As witnesses go, Anna is a terrible one, with the added difficulty that there’s no body or proof that the victim actually existed. Is Anna’s addled mind playing tricks on her, or is there something fishy about her new neighbours?
The movie is not shy about its debt to Rear Window. We even get a shot of James Stewart in a wheelchair practicing some amateur sleuthing. Thankfully, The Woman in the Window benefits from a ridiculously overqualified cast (Adams, Moore, Gary Oldman, Anthony Mackie); and a filmmaker (Joe Wright) who has done more weighty work — most recently, Darkest Hour.
And the film does look incredible. Although there is one shot of a car on fire inside a townhouse that will have you wondering “is this necessary?”
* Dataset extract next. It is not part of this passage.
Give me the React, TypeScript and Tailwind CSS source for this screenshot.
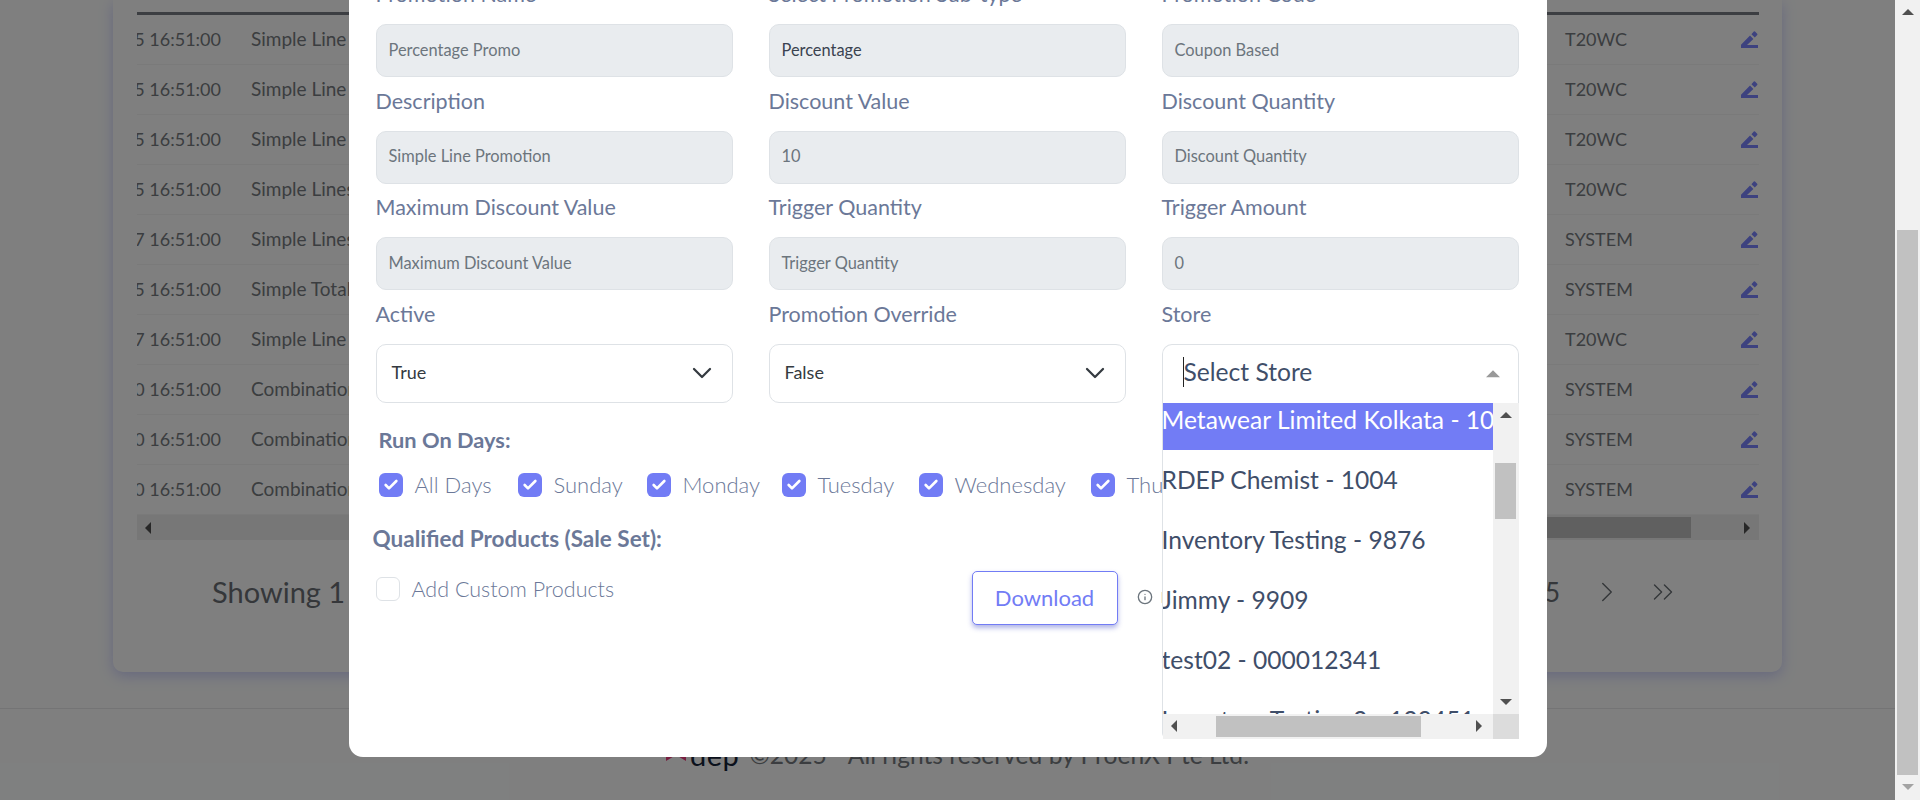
import { Check, ChevronDown, ChevronRight, ChevronsRight, Info } from 'lucide-react';

const rows = [
  ['2025-08-15 16:51:00', 'Simple Line Promotion', 'T20WC'],
  ['2025-08-15 16:51:00', 'Simple Line Promotion', 'T20WC'],
  ['2025-08-15 16:51:00', 'Simple Line Promotion', 'T20WC'],
  ['2025-08-15 16:51:00', 'Simple Lines Promotion', 'T20WC'],
  ['2025-08-17 16:51:00', 'Simple Lines Promotion', 'SYSTEM'],
  ['2025-08-15 16:51:00', 'Simple Total Promotion', 'SYSTEM'],
  ['2025-08-17 16:51:00', 'Simple Line Promotion', 'T20WC'],
  ['2025-08-10 16:51:00', 'Combination Promotion', 'SYSTEM'],
  ['2025-08-10 16:51:00', 'Combination Promotion', 'SYSTEM'],
  ['2025-08-10 16:51:00', 'Combination Promotion', 'SYSTEM'],
];

const fields = [
  ['Promotion Name', 'Percentage Promo', false],
  ['Select Promotion Sub-type', 'Percentage', true],
  ['Promotion Code', 'Coupon Based', false],
  ['Description', 'Simple Line Promotion', false],
  ['Discount Value', '10', false],
  ['Discount Quantity', 'Discount Quantity', false],
  ['Maximum Discount Value', 'Maximum Discount Value', false],
  ['Trigger Quantity', 'Trigger Quantity', false],
  ['Trigger Amount', '0', false],
] as const;

const days = [
  ['All Days', 'w-[139px]'],
  ['Sunday', 'w-[129px]'],
  ['Monday', 'w-[135px]'],
  ['Tuesday', 'w-[137px]'],
  ['Wednesday', 'w-[172px]'],
  ['Thursday', 'w-[150px]'],
  ['Friday', 'w-[120px]'],
];

const stores = [
  'Metawear Limited Kolkata - 1001',
  'RDEP Chemist - 1004',
  'Inventory Testing - 9876',
  'Jimmy - 9909',
  'test02 - 000012341',
  'Inventory Testing 2 - 123451',
];

const Arrow = ({ dir, className }: { dir: 'up' | 'down' | 'left' | 'right'; className?: string }) => {
  const points = {
    up: '0,8 6,2 12,8',
    down: '0,3 12,3 6,9',
    left: '8,0 8,12 2,6',
    right: '3,0 3,12 9,6',
  }[dir];
  return (
    <svg width="12" height="12" viewBox="0 0 12 12" className={className}>
      <polygon points={points} fill="currentColor" />
    </svg>
  );
};

const Pencil = () => (
  <svg width="17" height="17" viewBox="0 0 17 17" className="text-[#7a84ff]">
    <path d="M0 17 V13.8 L9 4.6 L12.4 8 L6 14 H17 V17 Z" fill="currentColor" />
    <path d="M10.4 3.2 L12.8 0.6 Q13.4 0 14 0.6 L16.2 2.8 Q16.8 3.4 16.2 4 L13.8 6.4 Z" fill="currentColor" />
  </svg>
);

const BackgroundPage = () => (
  <div className="flex h-full w-full flex-col overflow-hidden bg-[#feffff]">
    <div className="ml-[113px] flex h-[672px] w-[1669px] shrink-0 flex-col rounded-b-[10px] bg-white pl-6 pr-[23px] pt-3 shadow-[0_4px_14px_rgba(114,124,245,0.35)]">
      <div className="h-[3px] shrink-0 bg-[#787c84]" />
      {rows.map((row, i) => (
        <div key={i} className="flex h-[50px] shrink-0 items-center border-b border-[#f4f4f4] text-[18px] text-[#767b80]">
          <div className="flex w-[84px] shrink-0 justify-end overflow-hidden whitespace-nowrap">{row[0]}</div>
          <div className="ml-[30px] w-[1314px] shrink-0 whitespace-nowrap text-[19px]">{row[1]}</div>
          <div className="w-[176px] shrink-0">{row[2]}</div>
          <Pencil />
        </div>
      ))}
      <div className="flex h-[25px] shrink-0 items-center justify-between bg-[#eeeeee] px-[6px] text-[#505050]">
        <Arrow dir="left" />
        <div className="ml-[300px] mr-[50px] h-[21px] flex-1 bg-[#c1c1c1]" />
        <Arrow dir="right" />
      </div>
      <div className="mt-[32px] flex h-[40px] shrink-0 items-center text-[#6a6f75]">
        <span className="ml-[75px] text-[29px]">Showing 1 to 10 of 48 entries</span>
        <div className="ml-auto mr-[79px] flex items-center">
          <span className="text-[26px]">5</span>
          <ChevronRight size={34} strokeWidth={1} className="ml-[30px]" />
          <ChevronsRight size={34} strokeWidth={1} className="ml-[22px]" />
        </div>
      </div>
    </div>
    <div className="mt-9 flex h-[92px] items-center justify-center border-t border-[#e8e8ea] pl-[20px]">
      <div className="flex items-center">
        <svg width="20" height="20" viewBox="0 0 20 20" className="-mt-[6px]">
          <polygon points="10,0 20,6 20,20 10,14 0,20 0,6" fill="#f03d80" />
        </svg>
        <span className="ml-[4px] text-[29px] leading-none tracking-[0.5px] text-[#152238]">dep</span>
        <span className="ml-[10px] mt-px text-[24.6px] text-[#767b80]">©2025 - All rights reserved by ProenX Pte Ltd.</span>
      </div>
    </div>
  </div>
);

const StoreDropdown = () => (
  <div className="relative">
    <div className="flex h-[59px] items-center justify-between rounded-t-[10px] border border-b-0 border-[#dee2e6] bg-white pb-[3px] pl-5 pr-[18px]">
      <span className="border-l border-[#222] text-[24.6px] leading-[30px] text-[#3f4e69]">Select Store</span>
      <Arrow dir="up" className="mt-[5px] h-[14px] w-[14px] text-[#999]" />
    </div>
    <div className="absolute left-0 top-full z-10 flex h-[336px] w-full flex-col rounded-b-[6px] border-l border-[#dee2e6] bg-white">
      <div className="flex h-[311px] min-h-0">
        <div className="w-[330px] shrink-0 overflow-hidden text-[24.6px] text-[#3f4e69]">
          <div className="-mt-[13px] -ml-px w-[420px]">
            {stores.map((s, i) => (
              <div key={s} className={`flex h-[60px] items-center whitespace-nowrap ${i === 0 ? 'w-[331px] overflow-hidden bg-[#727cf5] text-white' : ''}`}>
                {s}
              </div>
            ))}
          </div>
        </div>
        <div className="flex flex-1 flex-col items-center bg-[#f1f1f1] text-[#505050]">
          <Arrow dir="up" className="mt-[7px]" />
          <div className="mt-[41px] h-[56px] w-[21px] bg-[#c1c1c1]" />
          <Arrow dir="down" className="mb-[6px] mt-auto" />
        </div>
      </div>
      <div className="flex h-[25px] shrink-0 items-center">
        <div className="flex h-full w-[330px] items-center bg-[#f1f1f1] pl-[6px] text-[#505050]">
          <Arrow dir="left" />
          <div className="ml-[35px] h-[21px] w-[205px] bg-[#c1c1c1]" />
          <Arrow dir="right" className="ml-[52px]" />
        </div>
        <div className="h-full flex-1 bg-[#dcdcdc]" />
      </div>
    </div>
  </div>
);

const Modal = () => (
  <div className="-mt-[29.67px] flex h-[786.67px] w-[1198px] shrink-0 flex-col rounded-b-[14px] bg-white pl-[27px] pr-[28px] font-['Lato',sans-serif]">
    <div className="grid grid-cols-3 gap-x-9">
      {fields.map(([label, value, dark]) => (
        <div key={label}>
          <div className="flex h-[53.67px] items-center pb-[6px] text-[21.5px] text-[#6b7898]">{label}</div>
          <div className={`flex h-[53px] items-center rounded-[10px] border border-[#dee2e6] bg-[#e9ecef] px-3 pb-px text-[16.4px] ${dark ? 'text-[#3a4250]' : 'text-[#6c757d]'}`}>
            {value}
          </div>
        </div>
      ))}
      {['Active', 'Promotion Override'].map((label, i) => (
        <div key={label}>
          <div className="flex h-[53.67px] items-center pb-[6px] text-[21.5px] text-[#6b7898]">{label}</div>
          <div className="flex h-[59px] items-center justify-between rounded-[10px] border border-[#dee2e6] bg-white pl-[15px] pr-[14px] text-[18px] text-[#343a40]">
            <span className="-mt-[2px]">{i === 0 ? 'True' : 'False'}</span>
            <ChevronDown size={32} strokeWidth={1.7} className="text-[#343a40]" />
          </div>
        </div>
      ))}
      <div>
        <div className="flex h-[53.67px] items-center pb-[6px] text-[21.5px] text-[#6b7898]">Store</div>
        <StoreDropdown />
      </div>
    </div>
    <div className="ml-[3px] mt-[22px] text-[21.8px] font-bold leading-[30px] text-[#6b7898]">Run On Days:</div>
    <div className="ml-[3px] mt-[15px] flex whitespace-nowrap">
      {days.map(([day, width]) => (
        <div key={day} className={`flex h-[30px] shrink-0 items-center ${width}`}>
          <span className="flex h-6 w-6 items-center justify-center rounded-[6px] bg-[#727cf5]">
            <Check size={16} strokeWidth={4} className="text-white" />
          </span>
          <span className="ml-3 text-[22px] font-light leading-[30px] text-[#6b7898]">{day}</span>
        </div>
      ))}
    </div>
    <div className="-ml-[3px] mt-[24px] text-[22.5px] font-bold leading-[30px] text-[#6b7898]">Qualified Products (Sale Set):</div>
    <div className="mt-[17px] flex items-start">
      <div className="mt-[3px] flex h-[30px] w-[596px] shrink-0 items-center">
        <span className="h-6 w-6 rounded-[6px] border border-[#dee2e6] bg-white" />
        <span className="ml-3 text-[21.5px] font-light leading-[30px] text-[#6b7898]">Add Custom Products</span>
      </div>
      <button className="flex h-[54px] w-[146px] items-center justify-center rounded-[5px] border border-[#727cf5] bg-white pb-px text-[22px] text-[#727cf5] shadow-[0_3px_5px_rgba(80,90,200,0.45)]">
        Download
      </button>
      <div className="ml-[19px] mt-[14px] flex items-center whitespace-nowrap text-[16px] text-[#6c757d]">
        <Info size={16} />
        <span className="ml-2">Download sample file</span>
      </div>
    </div>
  </div>
);

export default function App() {
  return (
    <div className="flex h-[800px] w-[1920px] overflow-hidden font-['Lato',sans-serif]">
      <div className="relative h-full w-[1895px] shrink-0">
        <BackgroundPage />
        <div className="absolute inset-0 flex justify-center bg-black/50">
          <Modal />
        </div>
      </div>
      <div className="flex h-full w-[25px] shrink-0 flex-col items-center bg-[#f1f1f1]">
        <Arrow dir="up" className="mt-[7px] text-[#505050]" />
        <div className="mt-[211px] h-[545px] w-[21px] bg-[#c1c1c1]" />
        <Arrow dir="down" className="mt-[6px] text-[#a3a3a3]" />
      </div>
    </div>
  );
}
A word about Amy Adams. By all accounts one of America’s finest actors (and six time Academy Award loser), Adams has started to take riskier roles. Her turn as a heroin-addicted yokel in Hillbilly Elegy was hard to watch, and not for the right reasons. In The Woman in the Window, Adams throws vanity to the wind and keeps a potentially absurd plot grounded. She’s a treasure and deserves better than this.
For a movie that requires minimal investment from the viewer, The Woman in the Window delivers all the soft thrills someone lying on the couch on a Friday night can take.